Request
Count lines with the string "components" in them. State the number alone.

-- Start Given information --

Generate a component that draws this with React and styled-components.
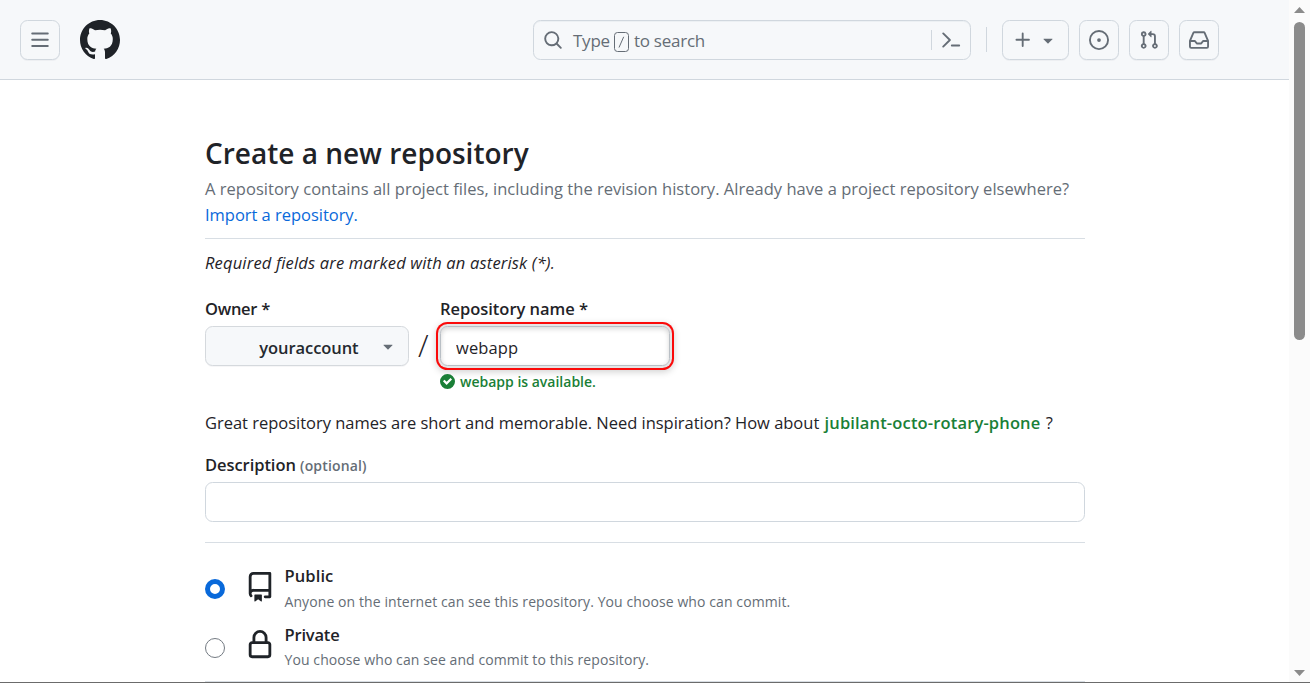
import React from "react";
import styled, { createGlobalStyle } from "styled-components";

const GlobalStyle = createGlobalStyle`
  * { box-sizing: border-box; }
  body {
    margin: 0;
    background: #fff;
    color: #1f2328;
    font-family: "Open Sans", "Noto Sans", sans-serif;
    font-size: 16.5px;
    line-height: 26px;
    overflow: hidden;
  }
`;

const Window = styled.div`
  display: flex;
  height: 683px;
  border-bottom: 1px solid #6b6b6b;
  overflow: hidden;
`;

const Page = styled.div`
  flex: 1;
  min-width: 0;
  overflow: hidden;
`;

const Header = styled.header`
  display: flex;
  align-items: center;
  height: 80px;
  padding: 0 70px 0 20px;
  background: #f6f8fa;
  border-bottom: 1px solid #d0d7de;
`;

const HeaderButton = styled.button`
  display: flex;
  align-items: center;
  justify-content: center;
  gap: 5px;
  width: ${(p) => p.$width || 40}px;
  height: 40px;
  margin: 1px 0 0;
  padding: 0;
  color: #656d76;
  background: #f6f8fa;
  border: 1px solid #d0d7de;
  border-radius: 7.5px;
  box-shadow: 0 1px 0 rgba(31, 35, 40, 0.04);
`;

const HomeLink = styled.a`
  display: flex;
  margin-left: 20px;
  margin-top: 1px;
  color: #1f2328;
`;

const SearchBox = styled.div`
  display: flex;
  align-items: center;
  width: 438px;
  height: 40px;
  margin: 1px 0 0 auto;
  padding: 0 9px;
  color: #656d76;
  border: 1px solid #d0d7de;
  border-radius: 7.5px;
  box-shadow: inset 0 1px 0 rgba(208, 215, 222, 0.25);
`;

const SearchText = styled.span`
  display: flex;
  align-items: center;
  flex: 1;
  margin-left: 10px;
  padding-top: 2px;
  font-size: 17px;
  letter-spacing: -0.24px;
  white-space: pre;
`;

const KeyHint = styled.svg`
  margin: 1px 5px 0 4px;
`;

const Divider = styled.span`
  width: 1px;
  height: ${(p) => p.$height}px;
  margin: ${(p) => p.$margin};
  background: #d0d7de;
`;

const ActionGroup = styled.div`
  display: flex;
  gap: 10px;
`;

const Main = styled.main`
  width: 880px;
  margin-left: 205px;
  padding-top: 55px;
`;

const Title = styled.h1`
  margin: 0 0 5px;
  font-size: 28px;
  line-height: 36px;
  font-weight: 600;
`;

const Lead = styled.p`
  margin: 0;
  color: #656d76;
  letter-spacing: 0.026px;
  white-space: nowrap;
`;

const Link = styled.a`
  color: #0969da;
  letter-spacing: -0.03px;
`;

const Rule = styled.hr`
  height: 1px;
  margin: ${(p) => p.$margin};
  border: 0;
  background: #d8dee4;
`;

const RequiredNote = styled.p`
  margin: 0 0 20px;
  font-style: italic;
  letter-spacing: 0.17px;
`;

const NameRow = styled.div`
  display: flex;
  height: 97px;
`;

const Field = styled.div`
  width: ${(p) => p.$width};
`;

const Label = styled.label`
  display: block;
  margin-bottom: 4px;
  font-weight: 600;
  letter-spacing: ${(p) => p.$spacing || 0}px;
  white-space: nowrap;
`;

const Optional = styled.span`
  color: #656d76;
  font-size: 14px;
  line-height: 1;
  letter-spacing: 0.15px;
`;

const OwnerButton = styled.button`
  display: flex;
  align-items: center;
  justify-content: flex-end;
  gap: 19.5px;
  width: 204px;
  height: 40px;
  padding: 3px 10px 0 0;
  color: #24292f;
  font: 600 16.5px/26px "Open Sans", "Noto Sans", sans-serif;
  letter-spacing: -0.08px;
  background: #f6f8fa;
  border: 1px solid #d5d9dd;
  border-radius: 7.5px;
  box-shadow: 0 1px 0 rgba(31, 35, 40, 0.04);

  svg {
    margin-top: -3px;
    color: #656d76;
  }
`;

const Slash = styled.span`
  width: 31px;
  padding: 35px 0 0 9px;
  font-size: 31px;
  font-weight: 300;
  line-height: 28px;
`;

const TextInput = styled.input`
  display: block;
  width: 100%;
  height: 40px;
  padding: 3px 15px 0;
  color: #1f2328;
  font: 400 16.5px/26px "Open Sans", "Noto Sans", sans-serif;
  letter-spacing: 0.1px;
  background: #fff;
  border: 1px solid #d0d7de;
  border-radius: 7.5px;
  outline: 0;
`;

const HighlightedInput = styled(TextInput)`
  border-color: #b9bfc5;
  box-shadow: inset 0 2px 5px rgba(0, 0, 0, 0.16), 0 0 0 2px #e4e5e6,
    0 0 0 4px #fb0a0a, 0 2px 7px 4px rgba(0, 0, 0, 0.18);
`;

const Availability = styled.div`
  display: flex;
  align-items: center;
  gap: 5px;
  margin-top: 5px;
  color: #1a7f37;
  font-size: 14px;
  font-weight: 600;
  line-height: 22px;
  white-space: nowrap;

  svg {
    margin-top: -1px;
  }
`;

const Hint = styled.p`
  margin: 17px 0 16px;
  letter-spacing: -0.02px;
  white-space: nowrap;
`;

const Suggestion = styled.b`
  margin: 0 1px;
  color: #1a7f37;
  font-weight: 600;
  letter-spacing: 0.15px;
`;

const Option = styled.label`
  display: flex;
  align-items: flex-start;
  height: ${(p) => p.$height}px;
`;

const Radio = styled.span`
  width: 20px;
  height: 20px;
  margin: 16px 20px 0 0;
  border: ${(p) => (p.$checked ? "5px solid #0969da" : "1px solid #737a82")};
  border-radius: 50%;
`;

const OptionIcon = styled.span`
  display: flex;
  width: 30px;
  margin: ${(p) => p.$top}px 9.5px 0 0;
`;

const OptionTitle = styled.div`
  font-weight: 600;
  letter-spacing: ${(p) => p.$spacing}px;
`;

const OptionText = styled.div`
  padding-top: ${(p) => p.$top || 0}px;
  color: #656d76;
  font-size: 14px;
  line-height: 24px;
  letter-spacing: 0.09px;
`;

const ScrollTrack = styled.div`
  display: flex;
  flex-direction: column;
  align-items: center;
  width: 21px;
  padding: 7px 0 6px;
  color: #8b8b8b;
  background: #fbfbfb;
`;

const ScrollThumb = styled.div`
  width: 11px;
  height: 318px;
  margin: 9px 0 auto;
  background: #8b8b8b;
  border-radius: 5.5px;
`;

const ICONS = {
  menu: "M1 2.75A.75.75 0 0 1 1.75 2h12.5a.75.75 0 0 1 0 1.5H1.75A.75.75 0 0 1 1 2.75Zm0 5A.75.75 0 0 1 1.75 7h12.5a.75.75 0 0 1 0 1.5H1.75A.75.75 0 0 1 1 7.75ZM1.75 12h12.5a.75.75 0 0 1 0 1.5H1.75a.75.75 0 0 1 0-1.5Z",
  github: "M8 0c4.42 0 8 3.58 8 8a8.013 8.013 0 0 1-5.45 7.59c-.4.08-.55-.17-.55-.38 0-.27.01-1.13.01-2.2 0-.75-.25-1.23-.54-1.48 1.78-.2 3.65-.88 3.65-3.95 0-.88-.31-1.59-.82-2.15.08-.2.36-1.02-.08-2.12 0 0-.67-.22-2.2.82-.64-.18-1.32-.27-2-.27-.68 0-1.36.09-2 .27-1.53-1.03-2.2-.82-2.2-.82-.44 1.1-.16 1.92-.08 2.12-.51.56-.82 1.28-.82 2.15 0 3.06 1.86 3.75 3.64 3.95-.23.2-.44.55-.51 1.07-.46.21-1.61.55-2.33-.66-.15-.24-.6-.83-1.23-.82-.67.01-.27.38.01.53.34.19.73.9.82 1.13.16.45.68 1.31 2.69.94 0 .67.01 1.3.01 1.49 0 .21-.15.45-.55.38A7.995 7.995 0 0 1 0 8c0-4.42 3.58-8 8-8Z",
  search: "M10.68 11.74a6 6 0 0 1-7.922-8.982 6 6 0 0 1 8.982 7.922l3.04 3.04a.749.749 0 0 1-.326 1.275.749.749 0 0 1-.734-.215ZM11.5 7a4.499 4.499 0 1 0-8.997 0A4.499 4.499 0 0 0 11.5 7Z",
  plus: "M7.75 2a.75.75 0 0 1 .75.75V7h4.25a.75.75 0 0 1 0 1.5H8.5v4.25a.75.75 0 0 1-1.5 0V8.5H2.75a.75.75 0 0 1 0-1.5H7V2.75A.75.75 0 0 1 7.75 2Z",
  caret: "m4.427 7.427 3.396 3.396a.25.25 0 0 0 .354 0l3.396-3.396A.25.25 0 0 0 11.396 7H4.604a.25.25 0 0 0-.177.427Z",
  issue: "M8 9.5a1.5 1.5 0 1 0 0-3 1.5 1.5 0 0 0 0 3Z M8 0a8 8 0 1 1 0 16A8 8 0 0 1 8 0ZM1.5 8a6.5 6.5 0 1 0 13 0 6.5 6.5 0 0 0-13 0Z",
  pull: "M1.5 3.25a2.25 2.25 0 1 1 3 2.122v5.256a2.251 2.251 0 1 1-1.5 0V5.372A2.25 2.25 0 0 1 1.5 3.25Zm5.677-.177L9.573.677A.25.25 0 0 1 10 .854V2.5h1A2.5 2.5 0 0 1 13.5 5v5.628a2.251 2.251 0 1 1-1.5 0V5a1 1 0 0 0-1-1h-1v1.646a.25.25 0 0 1-.427.177L7.177 3.427a.25.25 0 0 1 0-.354ZM3.75 2.5a.75.75 0 1 0 0 1.5.75.75 0 0 0 0-1.5Zm0 9.5a.75.75 0 1 0 0 1.5.75.75 0 0 0 0-1.5Zm8.25.75a.75.75 0 1 0 1.5 0 .75.75 0 0 0-1.5 0Z",
  inbox: "M2.8 2.06A1.75 1.75 0 0 1 4.41 1h7.18c.7 0 1.333.417 1.61 1.06l2.74 6.395c.04.093.06.194.06.295v4.5A1.75 1.75 0 0 1 14.25 15H1.75A1.75 1.75 0 0 1 0 13.25v-4.5c0-.101.02-.202.06-.295Zm1.61.44a.25.25 0 0 0-.23.152L1.887 8H4.75a.75.75 0 0 1 .6.3L6.625 10h2.75l1.275-1.7a.75.75 0 0 1 .6-.3h2.863L11.82 2.652a.25.25 0 0 0-.23-.152Zm10.09 7h-2.875l-1.275 1.7a.75.75 0 0 1-.6.3h-3.5a.75.75 0 0 1-.6-.3L4.375 9.5H1.5v3.75c0 .138.112.25.25.25h12.5a.25.25 0 0 0 .25-.25Z",
  check: "M6 0a6 6 0 1 1 0 12A6 6 0 0 1 6 0Zm-.705 8.737L9.63 4.403 8.392 3.166 5.295 6.263l-1.7-1.702L2.356 5.8l2.938 2.938Z",
  repo: "M2 2.5A2.5 2.5 0 0 1 4.5 0h8.75a.75.75 0 0 1 .75.75v12.5a.75.75 0 0 1-.75.75h-2.5a.75.75 0 0 1 0-1.5h1.75v-2h-8a1 1 0 0 0-.714 1.7.75.75 0 1 1-1.072 1.05A2.495 2.495 0 0 1 2 11.5Zm10.5-1h-8a1 1 0 0 0-1 1v6.708A2.486 2.486 0 0 1 4.5 9h8ZM5 12.25a.25.25 0 0 1 .25-.25h3.5a.25.25 0 0 1 .25.25v3.25a.25.25 0 0 1-.4.2l-1.45-1.087a.249.249 0 0 0-.3 0L5.4 15.7a.25.25 0 0 1-.4-.2Z",
  lock: "M4 4a4 4 0 0 1 8 0v2h.25c.966 0 1.75.784 1.75 1.75v5.5A1.75 1.75 0 0 1 12.25 15h-8.5A1.75 1.75 0 0 1 2 13.25v-5.5C2 6.784 2.784 6 3.75 6H4Zm8.25 3.5h-8.5a.25.25 0 0 0-.25.25v5.5c0 .138.112.25.25.25h8.5a.25.25 0 0 0 .25-.25v-5.5a.25.25 0 0 0-.25-.25ZM10.5 6V4a2.5 2.5 0 1 0-5 0v2Z",
};

function Icon({ name, size = 20, box = 16 }) {
  return (
    <svg width={size} height={size} viewBox={`0 0 ${box} ${box}`} fill="currentColor" aria-hidden="true">
      <path d={ICONS[name]} />
    </svg>
  );
}

function Visibility({ icon, title, text, checked, height, iconTop, spacing, textTop }) {
  return (
    <Option $height={height}>
      <Radio $checked={checked} />
      <OptionIcon $top={iconTop}>
        <Icon name={icon} size={30} />
      </OptionIcon>
      <div>
        <OptionTitle $spacing={spacing}>{title}</OptionTitle>
        <OptionText $top={textTop}>{text}</OptionText>
      </div>
    </Option>
  );
}

export default function App() {
  return (
    <Window>
      <GlobalStyle />
      <Page>
        <Header>
          <HeaderButton aria-label="Menu"><Icon name="menu" /></HeaderButton>
          <HomeLink><Icon name="github" size={40} /></HomeLink>
          <SearchBox>
            <Icon name="search" />
            <SearchText>
              Type
              <KeyHint width="15" height="20" viewBox="0 0 15 20" fill="none" stroke="currentColor">
                <rect x="0.5" y="0.5" width="14" height="19" rx="3" />
                <path d="M9.7 4.8 5 15.5" />
              </KeyHint>
              to search
            </SearchText>
            <Divider $height={20} $margin="0 9px 0 0" />
            <svg width="20" height="20" viewBox="0 0 20 20" fill="none" stroke="currentColor" strokeWidth="1.9" strokeLinecap="round" strokeLinejoin="round">
              <path d="M2.2 3.4 8.9 10l-6.7 6.6M10.8 15.5h7.4" />
            </svg>
          </SearchBox>
          <Divider $height={25} $margin="0 15px" />
          <ActionGroup>
            <HeaderButton $width={67} aria-label="Create new">
              <Icon name="plus" />
              <Icon name="caret" />
            </HeaderButton>
            <HeaderButton aria-label="Issues"><Icon name="issue" /></HeaderButton>
            <HeaderButton aria-label="Pull requests"><Icon name="pull" /></HeaderButton>
            <HeaderButton aria-label="Inbox"><Icon name="inbox" /></HeaderButton>
          </ActionGroup>
        </Header>
        <Main>
          <Title>Create a new repository</Title>
          <Lead>
            A repository contains all project files, including the revision history. Already have a project repository elsewhere?
            <br />
            <Link>Import a repository.</Link>
          </Lead>
          <Rule $margin="10px 0 11px" />
          <RequiredNote>Required fields are marked with an asterisk (*).</RequiredNote>
          <NameRow>
            <Field $width="204px">
              <Label $spacing={-0.27}>Owner *</Label>
              <OwnerButton>youraccount<Icon name="caret" /></OwnerButton>
            </Field>
            <Slash>/</Slash>
            <Field $width="230px">
              <Label $spacing={-0.03}>Repository name *</Label>
              <HighlightedInput defaultValue="webapp" />
              <Availability><Icon name="check" size={15} box={12} />webapp is available.</Availability>
            </Field>
          </NameRow>
          <Hint>
            Great repository names are short and memorable. Need inspiration? How about{" "}
            <Suggestion>jubilant-octo-rotary-phone</Suggestion> ?
          </Hint>
          <Label $spacing={-0.06}>Description <Optional>(optional)</Optional></Label>
          <TextInput />
          <Rule $margin="20px 0 20px" />
          <Visibility icon="repo" title="Public" text="Anyone on the internet can see this repository. You choose who can commit." checked height={59} iconTop={9} spacing={0.1} textTop={1} />
          <Visibility icon="lock" title="Private" text="You choose who can see and commit to this repository." height={59} iconTop={8} spacing={-0.18} />
          <Rule $margin="0" />
        </Main>
      </Page>
      <ScrollTrack>
        <svg width="11" height="6" fill="currentColor"><path d="M0 6 5.5 0 11 6Z" /></svg>
        <ScrollThumb />
        <svg width="11" height="6" fill="currentColor"><path d="M0 0h11L5.5 6Z" /></svg>
      </ScrollTrack>
    </Window>
  );
}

-- End Given information --

Task output
2